How can I make wget rename downloaded files to not include the query string?
I'm downloading a site with wget and a lot of the links have queries attached to them, so when I do this:
wget -nv -c -r -H -A mp3 -nd http://url.to.old.podcasts.com/
I end up with a lot of files like this:
1.mp3?foo=bar
2.mp3?blatz=pow
3.mp3?fizz=buzz
What I'd like to end up with is:
1.mp3
2.mp3
3.mp3
This is all taking place in ubuntu linux and I've got wget 1.10.2.
I know I can do this after I get everything via a script to rename everything. However I'd really like a solution from within wget so I can see the correct names as the download is happening.
Can anyone help me unravel this?
Solution 1:
If the server is kind, it might be sticking a Content-Disposition header on the download advising your client of the correct filename. Telling wget to listen to that header for the final filename is as simple as:
wget --content-disposition
You'll need a newish version of wget to use this feature.
I have no idea how well it handles a server claiming a filename of '/etc/passwd'.
Solution 2:
I realized after processing a large batch that I should have instructed wget
to ignore the query strings. I did not want to do it over again so I made this script which worked for me:
# /bin/bash
for i in `find $1 -type f`
do
mv $i `echo $i | cut -d? -f1`
done
Put that in a file like rmqstr
and chmod +x rmqstr
Syntax: ./rmqstr <directory (defaults to .)>
It will remove the query strings from all filenames recursively.
Solution 3:
I think, in order to get wget
to save as a filename different than the URL specifies, you need to use the -O filename
argument. That only does what you want when you give it a single URL -- with multiple URLs, all downloaded content ends up in filename
.
But that's really the answer. Instead of trying to do it all in one wget
command, use multiple commands. Now your workflow becomes:
- Run
wget
to get the base HTML file(s) containing your links; - Parse for URLs;
- Foreach URL ending in
mp3
,- process URL to get a filename (eg turn
http://foo/bar/baz.mp3?gargle=blaster
intobaz.mp3
- (optional) check that filename doesn't exist
- run
wget <URL> -O <filename>
- process URL to get a filename (eg turn
That solves your problem, but now you need to figure out how to grab the base files to find your mp3
URLs.
Do you have a particular site/base URL in mind? Steps 1 and 3 will be easier to handle with a concrete example.
Solution 4:
so I can see the correct names as the download is happening.

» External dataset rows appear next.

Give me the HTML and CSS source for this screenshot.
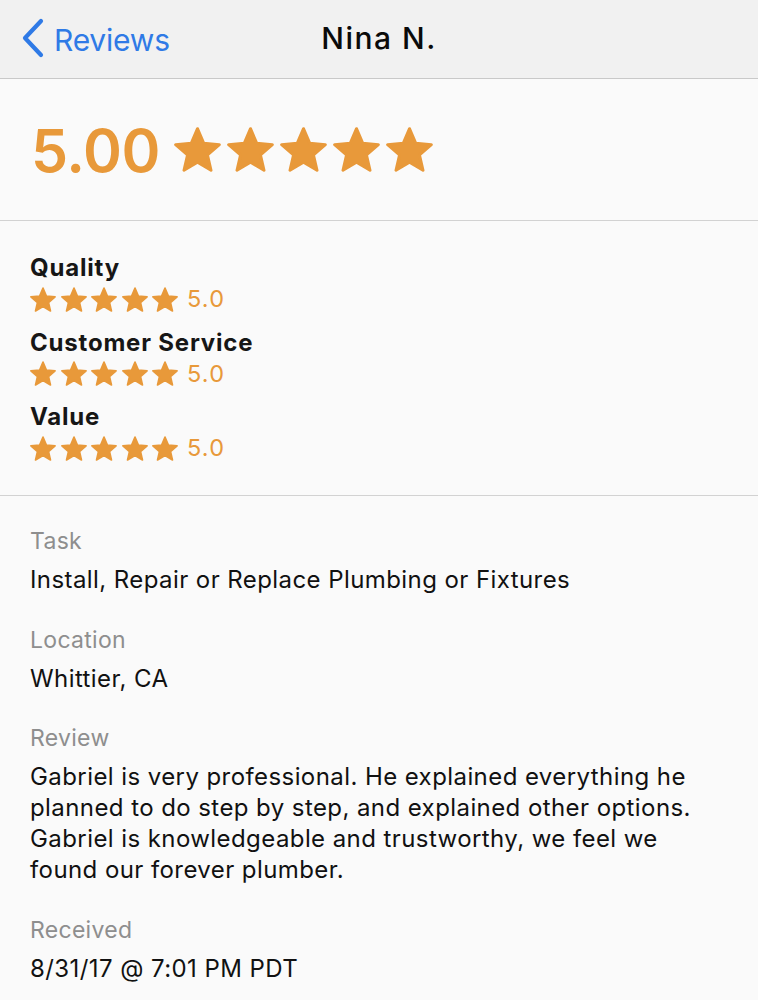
FILE: index.html
```html
<!DOCTYPE html>
<html lang="en">
<head>
<meta charset="utf-8">
<title>Nina N.</title>
<link rel="stylesheet" href="styles.css">
</head>
<body>
<svg class="defs" width="0" height="0" aria-hidden="true">
  <defs>
    <symbol id="star" viewBox="2 1 96 91">
      <polygon points="50,4 62.64,33.61 94.7,36.48 70.45,57.64 77.63,89.02 50,72.5 22.37,89.02 29.55,57.64 5.3,36.48 37.36,33.61" fill="currentColor" stroke="currentColor" stroke-width="6" stroke-linejoin="round"/>
    </symbol>
  </defs>
</svg>
<header class="navbar">
  <a class="back" href="#">
    <svg class="chevron" viewBox="0 0 24 40" width="24" height="40" aria-hidden="true"><path d="M20 3 L4 20 L20 37" fill="none" stroke="currentColor" stroke-width="4.2" stroke-linecap="round" stroke-linejoin="round"/></svg>
    <span>Reviews</span>
  </a>
  <h1 class="title">Nina N.</h1>
  <span class="spacer"></span>
</header>

<section class="overall">
  <span class="overall-score">5.00</span>
  <span class="stars stars-lg">
    <svg><use href="#star"/></svg><svg><use href="#star"/></svg><svg><use href="#star"/></svg><svg><use href="#star"/></svg><svg><use href="#star"/></svg>
  </span>
</section>

<section class="ratings">
  <div class="rating">
    <div class="rating-label">Quality</div>
    <div class="rating-row">
      <span class="stars stars-sm"><svg><use href="#star"/></svg><svg><use href="#star"/></svg><svg><use href="#star"/></svg><svg><use href="#star"/></svg><svg><use href="#star"/></svg></span>
      <span class="rating-value">5.0</span>
    </div>
  </div>
  <div class="rating">
    <div class="rating-label">Customer Service</div>
    <div class="rating-row">
      <span class="stars stars-sm"><svg><use href="#star"/></svg><svg><use href="#star"/></svg><svg><use href="#star"/></svg><svg><use href="#star"/></svg><svg><use href="#star"/></svg></span>
      <span class="rating-value">5.0</span>
    </div>
  </div>
  <div class="rating">
    <div class="rating-label">Value</div>
    <div class="rating-row">
      <span class="stars stars-sm"><svg><use href="#star"/></svg><svg><use href="#star"/></svg><svg><use href="#star"/></svg><svg><use href="#star"/></svg><svg><use href="#star"/></svg></span>
      <span class="rating-value">5.0</span>
    </div>
  </div>
</section>

<section class="details">
  <div class="field">
    <div class="field-label">Task</div>
    <div class="field-value">Install, Repair or Replace Plumbing or Fixtures</div>
  </div>
  <div class="field">
    <div class="field-label">Location</div>
    <div class="field-value">Whittier, CA</div>
  </div>
  <div class="field">
    <div class="field-label">Review</div>
    <div class="field-value">Gabriel is very professional. He explained everything he planned to do step by step, and explained other options. Gabriel is knowledgeable and trustworthy, we feel we found our forever plumber.</div>
  </div>
  <div class="field">
    <div class="field-label">Received</div>
    <div class="field-value">8/31/17 @ 7:01 PM PDT</div>
  </div>
</section>
</body>
</html>
```

FILE: styles.css
```css
* { box-sizing: border-box; }

html, body {
  margin: 0;
  padding: 0;
}

body {
  background: #fafafa;
  font-family: "Inter", "Noto Sans", sans-serif;
  color: #111;
  width: 758px;
  height: 1000px;
  overflow: hidden;
}

.defs {
  position: absolute;
  width: 0;
  height: 0;
}

.navbar {
  height: 79px;
  background: #f1f1f1;
  border-bottom: 1px solid #c9c9c9;
  display: grid;
  grid-template-columns: 1fr auto 1fr;
  align-items: center;
  padding: 0 0 3px 0;
}

.back {
  display: flex;
  align-items: center;
  color: #2f7ae6;
  text-decoration: none;
  font-size: 30px;
  padding-left: 21px;
  gap: 9px;
  letter-spacing: -0.2px;
}

.back span {
  position: relative;
  top: 2px;
}

.chevron {
  width: 24px;
  height: 40px;
}

.title {
  margin: 0;
  font-size: 30px;
  font-weight: 500;
  color: #0a0a0a;
  letter-spacing: 1.5px;
}

.overall {
  height: 142px;
  border-bottom: 1px solid #d2d2d2;
  display: flex;
  align-items: center;
  padding: 0 30px 0 31px;
  gap: 14px;
  color: #e8993a;
}

.overall-score {
  font-size: 59px;
  font-weight: 600;
  line-height: 1;
  position: relative;
  top: 1px;
  letter-spacing: -0.4px;
}

.stars {
  display: flex;
  color: #e8993a;
}

.stars-lg {
  gap: 6px;
}

.stars-lg svg {
  width: 47px;
  height: 45px;
}

.stars-sm {
  gap: 4.5px;
}

.stars-sm svg {
  width: 26px;
  height: 25px;
}

.ratings {
  border-bottom: 1px solid #d2d2d2;
  padding: 33px 30px 32px 30px;
  display: flex;
  flex-direction: column;
  gap: 14.5px;
}

.rating-label {
  font-size: 24px;
  font-weight: 700;
  line-height: 28px;
  color: #161616;
  letter-spacing: 0.8px;
}

.rating-row {
  display: flex;
  align-items: center;
  height: 30px;
  margin-top: 2px;
  gap: 9px;
}

.rating-value {
  font-size: 23.5px;
  color: #e8993a;
  line-height: 30px;
  letter-spacing: 1.2px;
}

.details {
  padding: 30px 30px 0 30px;
  display: flex;
  flex-direction: column;
  gap: 29.5px;
}

.field-label {
  font-size: 23px;
  line-height: 30px;
  color: #8e8e8e;
  letter-spacing: 0.3px;
}

.field-value {
  font-size: 24px;
  line-height: 31px;
  color: #111;
  margin-top: 8px;
  letter-spacing: 0.42px;
}
```
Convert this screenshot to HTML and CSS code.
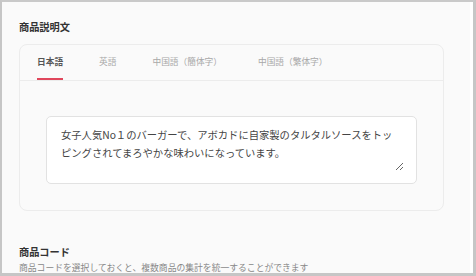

OK. Use wget as you normally do; use the post-wget script that you normally use, but process wget's output so that it's easier on the eyes:
#! /bin/sh
exec wget --progress=bar:force $* 2>&1 | \
perl -pe 'BEGIN { $| = 1 } s,(?<=`)([^\x27?]+),\e[36;1m$1\e[0m, if /^Saving/'
cgi-cut # rename files
This will still show the ?foo=bar
as you download, but will display the rest of the name in bright cyan.